Filed under Drama, Good, Horror

Mighty Morphin Power Rangers: The Movie (1995)


Genre: Kids, Action/Adventure

Cast: All your favourite whose names you can no longer remember…there’s the red one and then the blue one etc.

Synopsis: This is essentially a bad 90s exercise video with a random British jungle bint, purple goo, and animal ninjas.

Sometimes I like to look back on some of the things I loved as a kid. Often, I will become all nostalgic and remember why I loved that thing so much. Other times, I will think to myself: “what the fuck was I thinking?” Mighty Morphin Power Rangers: The Movie falls into that latter category.

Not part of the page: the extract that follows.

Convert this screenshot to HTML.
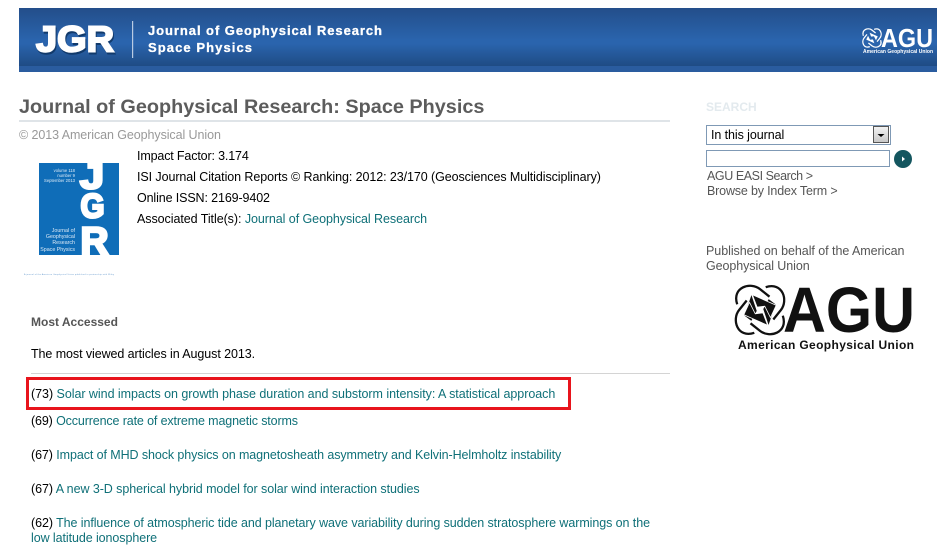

Fortunately, wisdom comes with age and with wisdom comes the ability to detect scam artists. This movie is an hour and a half long commercial in which sexy, young, and athletic California teens hock activity gear like roller blades and parachutes but deride shitty toys like tubs of purple goo which do nothing. I guess it’s a noble effort but the end result is so hysterically bad in a 90s kind of way it’s hard to take it seriously in today’s world.

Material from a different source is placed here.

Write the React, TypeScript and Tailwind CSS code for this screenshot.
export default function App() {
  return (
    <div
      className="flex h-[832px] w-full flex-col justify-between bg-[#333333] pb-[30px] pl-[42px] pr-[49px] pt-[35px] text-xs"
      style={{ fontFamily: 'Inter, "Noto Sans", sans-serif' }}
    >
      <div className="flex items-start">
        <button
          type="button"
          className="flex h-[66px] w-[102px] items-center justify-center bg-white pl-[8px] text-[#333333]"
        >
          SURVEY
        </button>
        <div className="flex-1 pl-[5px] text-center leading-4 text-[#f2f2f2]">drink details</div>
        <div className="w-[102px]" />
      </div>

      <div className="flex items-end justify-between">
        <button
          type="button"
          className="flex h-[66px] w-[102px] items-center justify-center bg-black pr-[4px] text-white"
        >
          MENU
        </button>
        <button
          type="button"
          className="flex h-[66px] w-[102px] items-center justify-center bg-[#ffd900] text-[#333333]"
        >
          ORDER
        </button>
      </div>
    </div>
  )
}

Now, don’t get me wrong, I loved Power Rangers as a kid. In fact, the blue Power Ranger was probably my first real crush….a fact made even more depressing by the fact that the actor who played the blue ranger sent himself to a “Pray-Away-the-Gay” camp. Yeah, he did. Fortunately he came to his senses so if you’re still single blue ranger then hit me up. Anyway, looking back on it all, I can’t remember what the Power Rangers was actually about. Was is all about a bunch of hot 90s teens fighting monsters alongside an alien face and a retarded robot? What the fuck were the bad guys? The film didn’t really clarify anything and, in fact, it made things a lot more complicated by having the Power Rangers travel to a distant planet to speak with some woman with a jungle bikini and a British accent in order to connect with spirit animals. Suddenly, they’re all ninjas and in the background I can hear parents groan about how they’re going to have to waste their money on another piece of shitty merchandise.

It’s sad to think that there are movies out there which get made purely to sell toys. The GI Joe movie is an example, as is Batman and Robin. However, the funny thing about Mighty Morphin Power Rangers: The Movie is that it kind of does its toy-selling pitch in a self-hating way. Although it shows the fun of owning a pair of rollerblades as well as punching people who look different to you, it also warns kids about the dangers of buying things which do fuck all and turn you into slaves to the man. Having said that, as a kid I probably would have wanted a tub of purple goo and would have bugged my mum to get it. I guess the message didn’t really work on me.


  • Reigniting my passion for the blue ranger.
  • I’m sure the villain says: “You’ll be shitting wings in the morning.” I guess weed doesn’t improve my hearing.
  • The Power Rangers has this vaguely Japanese feel to it and I started to reminisce about all sorts of good Japanese cartoons which were similar in one way or another….Sailor Moon, Cardcaptor Sakura for example.
  • I wonder what my spirit animal would be.
  • Why are they fire hosing a bunch of kids?


  • The soundtrack sounds like it was written by Trey Parker and Matt Stone.
  • The acting is shocking.
  • The movie kind of encourages you to be aggressive.


Mighty Morphin Power Rangers: The Movie is the sort of movie you should watch with a group of friends when you’re reminiscing about how great the 90s were and you all need a serious reality check. The 90s were an awful and confusing time between the go-go 80s and the unrelenting terror of the millennium and the dot-com age. Still, when I have kids, I’ll force them to watch this so they can learn about the hardships of growing up before Adventure Time and before Studio Ghibli became popular in the west. In the meantime, 90s shows and their movie counterparts still hold pretty good comedy value so I can’t score this film too harshly.